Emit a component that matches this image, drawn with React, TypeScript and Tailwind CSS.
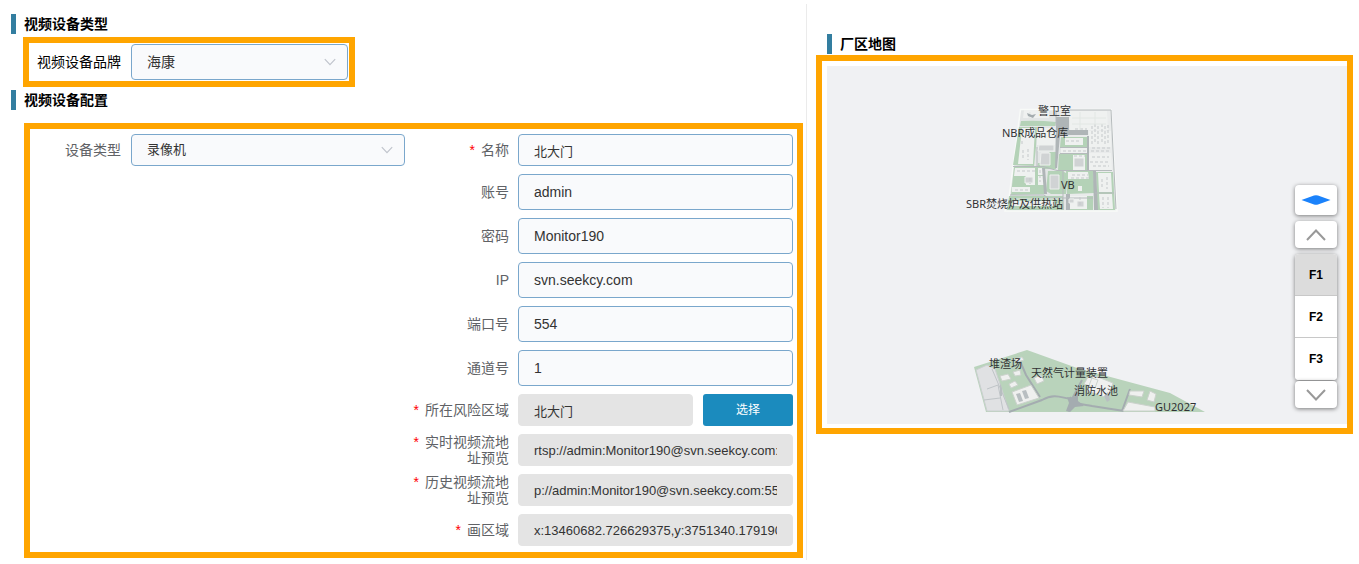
import { useState } from "react";
import type { ReactNode } from "react";

const fieldBase =
  "block w-full min-w-0 rounded-sm px-[15px] text-[#333] outline-none";
const editable = "border border-[#7aa7cc] bg-[#f9fafc]";
const readOnlyStyle = "border border-[#e4e4e4] bg-[#e4e4e4]";

function SectionTitle({ children }: { children: ReactNode }) {
  return (
    <h2 className="border-l-[5px] border-[#337ea0] pl-2 text-sm leading-5 font-bold text-black">
      {children}
    </h2>
  );
}

function Select({ id, value, className }: { id: string; value: string; className: string }) {
  return (
    <div className="relative">
      <select id={id} defaultValue={value} className={`${fieldBase} ${editable} appearance-none ${className}`}>
        <option value={value}>{value}</option>
      </select>
      <svg
        viewBox="0 0 12 8"
        className="pointer-events-none absolute top-1/2 right-3 h-2 w-3 -translate-y-1/2"
        fill="none"
        stroke="#c0c4cc"
        strokeWidth="1.2"
      >
        <path d="M.8 1.200 6 6.600 11.200 1.200" />
      </svg>
    </div>
  );
}

function Label({ id, required, children }: { id: string; required?: boolean; children: ReactNode }) {
  return (
    <label htmlFor={id} className="flex justify-end text-right text-sm leading-4 text-[#606266]">
      {required && <span className="mr-1.5 text-[#f00]">*</span>}
      <span className="max-w-[84px]">{children}</span>
    </label>
  );
}

const accountFields = [
  { id: "account", label: "账号", value: "admin" },
  { id: "password", label: "密码", value: "Monitor190" },
  { id: "ip", label: "IP", value: "svn.seekcy.com" },
  { id: "port", label: "端口号", value: "554" },
  { id: "channel", label: "通道号", value: "1" },
];

const previewFields = [
  { id: "live", label: "实时视频流地址预览", value: "rtsp://admin:Monitor190@svn.seekcy.com:554" },
  { id: "history", label: "历史视频流地址预览", value: "p://admin:Monitor190@svn.seekcy.com:554" },
  { id: "area", label: "画区域", value: "x:13460682.726629375,y:3751340.179190" },
];

const rowClass = "grid grid-cols-[97px_minmax(0,1fr)] items-center gap-[9px]";

function SiteMap() {
  return (
    <svg viewBox="0 0 520 358" className="block w-full" role="img" aria-label="厂区地图">
      <g transform="translate(-827 -66)">
        <path d="M1020.500 109.500H1111L1117 211H1005L1009 198Z" fill="#e3e6e6" stroke="#f8faf8" strokeWidth="1.500" />
        <path d="M1059 110H1110l6 100h-46Z" fill="#e9ebeb" />
        <g fill="#b4d2b7">
          <path d="M1021 121q17-1 35 1l-1 4h-35ZM1019 127h18l-1 20-2 19-21-1ZM1049 152h7v17h-19l1-6h11ZM1014 167h29l2 27-34 1ZM1036 186h8l1 8h-9ZM1048 171h15l4 3-1 20h-15l-5-3ZM1066 171h27l2 22-28 1ZM1061 137h26v10h-27ZM1059 154h28v16h-29ZM1009 196h54l1 14h-57ZM1067 196h26v14h-26ZM1096 172h17l2 38h-18Z" />
        </g>
        <g fill="#eff1f0">
          <path d="M1024 110h25v8h-26ZM1022 128h13l-2 36h-15ZM1037 128h18v17h-18ZM1070 111h37l1 19h-38ZM1089 131h22v16h-22ZM1065 138h18v7h-18ZM1061 148h26v5h-26ZM1073 155h12v15h-12ZM1089 153h22l1 17h-24ZM1015 168h20v8h-21ZM1026 176h9v9h-9ZM1038 168h6v7h-6ZM1038 176h7v9h-7ZM1012 187h18v5h-18ZM1068 172h20l1 7h-21ZM1078 186h4v5h-4ZM1098 173h13l1 19h-13ZM1099 194h13l1 15h-13ZM1067 196h20v13h-20ZM1012 201h42v5h-42Z" />
        </g>
        <g fill="#afb5b7">
          <path d="M1056 117h13v13h19v5h-28l-3 33h-2l1-36ZM1087 136h2v35h-2ZM1066 194h4v16h-4ZM1093 171h3l2 39h-4ZM1042 168h3l2 26h-3Z" />
        </g>
        <path d="M1013 166.500h30l14 4h55M1010 195h34l4 3h45M1060 153.500h27M1060 147.500h27M1063 171v39M1056 110v16M1070 110h41l5 99M1037 147v19M1095 193h19" fill="none" stroke="#b5babc" />
        <g fill="#d0d3d4" stroke="#edf0ee">
          <path d="M1039 145h15v6h-16ZM1041 153h9v12h-10ZM1050 175h9v14h-9ZM1074 158h10v9h-10ZM1025 177h8v6h-8ZM1069 199h5v4h-5ZM1077 201h7v6h-7Z" />
        </g>
        <g fill="none" stroke="#c5c9cb" strokeDasharray="3 2">
          <path d="M1092 126v18M1095 124v20M1098 126v18M1102 124v20M1105 126v18M1108 125v18M1022 141v5M1023 150v8M1028 149v11M1092 157h17M1090 162h19M1093 166h16M1092 148h18M1091 151h20M1072 175h16M1071 178h18M1063 151h24M1066 141h15M1074 156h11M1017 171h18M1015 190h13M1030 178v6M1040 170v12M1102 179v8M1107 177v12M1103 197v11M1108 197v11M1080 197v9M1075 129h12" />
        </g>
        <g fill="none" stroke="#e2e7e4">
          <path d="M1072 118h34M1072 124h34M1080 112v18M1095 112v12M1030 112l-1 6M1014 199h48M1014 204h48" />
        </g>
        <path d="m1027 113 5 2 4-1-3 4-5-2Z" fill="#a4acaf" />

        <path d="m974 367 53-17 50 18 93 25 35 19H986Z" fill="#b9d3bb" />
        <path d="m976 370 11-5 8 4 14 42h-22Z" fill="#e0e1e3" stroke="#cbd0d0" />
        <path d="m987 389 11-4 5 25M984 400l16-2M992 369l17 40" fill="none" stroke="#bfc4c7" />
        <g fill="none" stroke="#a4acb0" strokeWidth="2">
          <path d="m1020 361 6 14 14 22M1009 412l33-12c14-8 21-1 30-1l10-19M1070 397c5 8 13 7 22 9l32 5M1075 399l-7 12M1122 411l8-22" />
        </g>
        <path d="m1067 397 6 1 5-6v9l6 5-9 1-5 5-4-1 3-8Z" fill="#a4acb0" />
        <g fill="#eff0ef" stroke="#cbd2cc">
          <path d="m1012 392 19-7 8 13-22 7ZM1034 378l7-3 3 6-7 3ZM1093 375l20 8-5 15-21-7ZM1088 377l10 3-3 8-11-4ZM1130 391h14l-2 6-13-2ZM1150 391l6 3-2 8-7-2ZM1128 402l27 5v4h-32ZM1000 376l8-2 3 5-9 2ZM1009 384l6-3 3 4-7 3ZM1013 372l7-2 1 5-6 1ZM1015 359l7-2 2 3-7 2Z" />
        </g>
        <g fill="#b8bec1">
          <path d="m1016 394 4-1 3 8-4 1ZM1022 391l4-1 3 8-4 1ZM1104 396l4-4 2 8-3 2ZM1000 383l2 5v8h-2Z" />
        </g>

        <g fill="#303133" fontSize="11" fontFamily='"Noto Sans", "Noto Sans CJK SC", sans-serif'>
          <text x="1038" y="115">警卫室</text>
          <text x="1002" y="137">NBR成品仓库</text>
          <text x="1061" y="189">VB</text>
          <text x="966" y="208">SBR焚烧炉及供热站</text>
          <text x="989" y="368">堆渣场</text>
          <text x="1031" y="377">天然气计量装置</text>
          <text x="1074" y="395">消防水池</text>
          <text x="1155" y="411">GU2027</text>
        </g>
      </g>
    </svg>
  );
}

function Chevron({ up }: { up?: boolean }) {
  return (
    <svg viewBox="0 0 20 12" className="h-3 w-5" fill="none" stroke="#999" strokeWidth="2">
      <path d={up ? "M1 11 10 1.500 19 11" : "M1 1 10 10.500 19 1"} />
    </svg>
  );
}

const mapButton =
  "flex w-[42px] items-center justify-center rounded-[4px] bg-white shadow-[0_1px_4px_rgba(0,0,0,0.5)]";

function FloorControl() {
  const [floor, setFloor] = useState("F1");
  return (
    <div className="absolute right-[10px] bottom-4 flex flex-col">
      <button type="button" aria-label="切换视角" className={`${mapButton} mb-[6px] h-[30px]`}>
        <svg viewBox="0 0 30 10" className="h-[10px] w-[30px]" fill="#1b82fb">
          <path d="M.5 5 13 .4Q15 0 17 .4L29.500 5 17 9.600Q15 10 13 9.600Z" />
        </svg>
      </button>
      <button type="button" aria-label="上一层" className={`${mapButton} mb-[6px] h-[27px]`}>
        <Chevron up />
      </button>
      <div className="mb-px w-[42px] divide-y divide-[#c8c8c8] overflow-hidden rounded-[4px] bg-white shadow-[0_1px_4px_rgba(0,0,0,0.5)]">
        {["F1", "F2", "F3"].map((name) => (
          <button
            key={name}
            type="button"
            aria-pressed={floor === name}
            onClick={() => setFloor(name)}
            className={`block h-[42px] w-full text-xs font-bold text-black ${floor === name ? "bg-[#dcdcdc]" : "bg-white"}`}
          >
            {name}
          </button>
        ))}
      </div>
      <button type="button" aria-label="下一层" className={`${mapButton} h-[27px]`}>
        <Chevron />
      </button>
    </div>
  );
}

export default function App() {
  return (
    <main className="grid min-h-[564px] grid-cols-[807fr_552fr] bg-white font-['Liberation_Sans','Noto_Sans_CJK_SC',sans-serif]">
      <section className="mt-1 mb-1 border-r border-[#ebebeb] pr-[3px] pl-[11px]">
        <div className="pt-[10px]">
          <SectionTitle>视频设备类型</SectionTitle>
        </div>
        <div className="mt-[3px] ml-3 flex w-[332px] items-center gap-[9px] border-[6px] border-[#ffa500] py-px pr-px pl-2">
          <label htmlFor="brand" className="w-[85px] shrink-0 text-sm text-black">视频设备品牌</label>
          <div className="min-w-0 flex-1">
            <Select id="brand" value="海康" className="h-9 text-sm" />
          </div>
        </div>
        <div className="mt-[3px]">
          <SectionTitle>视频设备配置</SectionTitle>
        </div>
        <form className="mt-[13px] ml-[13px] grid grid-cols-[375fr_381fr] gap-x-[7px] border-[6px] border-[#ffa500] pt-[5px] pr-1 pb-[6px]">
          <div className="grid h-8 grid-cols-[91px_minmax(0,1fr)] items-center gap-[10px]">
            <Label id="type">设备类型</Label>
            <Select id="type" value="录像机" className="h-8 text-[13px]" />
          </div>
          <div className="flex flex-col gap-2">
            <div className={rowClass}>
              <Label id="name" required>名称</Label>
              <input id="name" defaultValue="北大门" className={`${fieldBase} ${editable} h-8 text-[13px]`} />
            </div>
            {accountFields.map((f) => (
              <div key={f.id} className={rowClass}>
                <Label id={f.id}>{f.label}</Label>
                <input id={f.id} defaultValue={f.value} className={`${fieldBase} ${editable} h-9 text-sm`} />
              </div>
            ))}
            <div className={rowClass}>
              <Label id="risk" required>所在风险区域</Label>
              <div className="flex gap-[10px]">
                <input id="risk" readOnly value="北大门" className={`${fieldBase} ${readOnlyStyle} h-8 flex-1 text-[13px]`} />
                <button type="button" className="h-8 w-[90px] shrink-0 rounded-[3px] bg-[#1b8bbe] text-xs text-white">
                  选择
                </button>
              </div>
            </div>
            {previewFields.map((f) => (
              <div key={f.id} className={rowClass}>
                <Label id={f.id} required>{f.label}</Label>
                <input id={f.id} readOnly value={f.value} className={`${fieldBase} ${readOnlyStyle} h-8 text-[13px]`} />
              </div>
            ))}
          </div>
        </form>
      </section>
      <section className="pt-[34px] pr-[6px] pl-[9px]">
        <div className="ml-[11px]">
          <SectionTitle>厂区地图</SectionTitle>
        </div>
        <div className="mt-px border-[6px] border-[#ffa500] pt-[5px] pb-1 pl-[5px]">
          <div className="relative bg-[#f0f1f3]">
            <SiteMap />
            <FloorControl />
          </div>
        </div>
      </section>
    </main>
  );
}
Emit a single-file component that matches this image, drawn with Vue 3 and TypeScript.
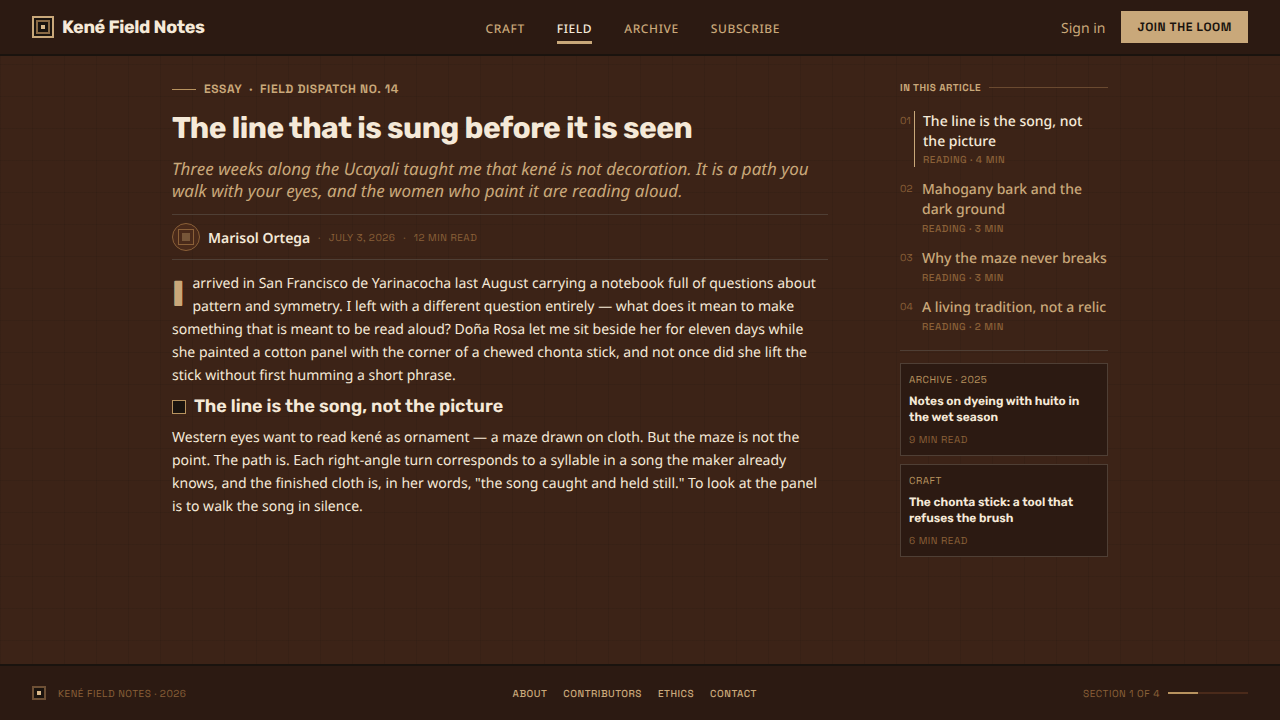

_Given exercise_
From the records above, copy every line that holds the word "image".

_Exercise answer_
Emit a component that matches this image, drawn with React, TypeScript and Tailwind CSS.
Emit a single-file component that matches this image, drawn with Vue 3 and TypeScript.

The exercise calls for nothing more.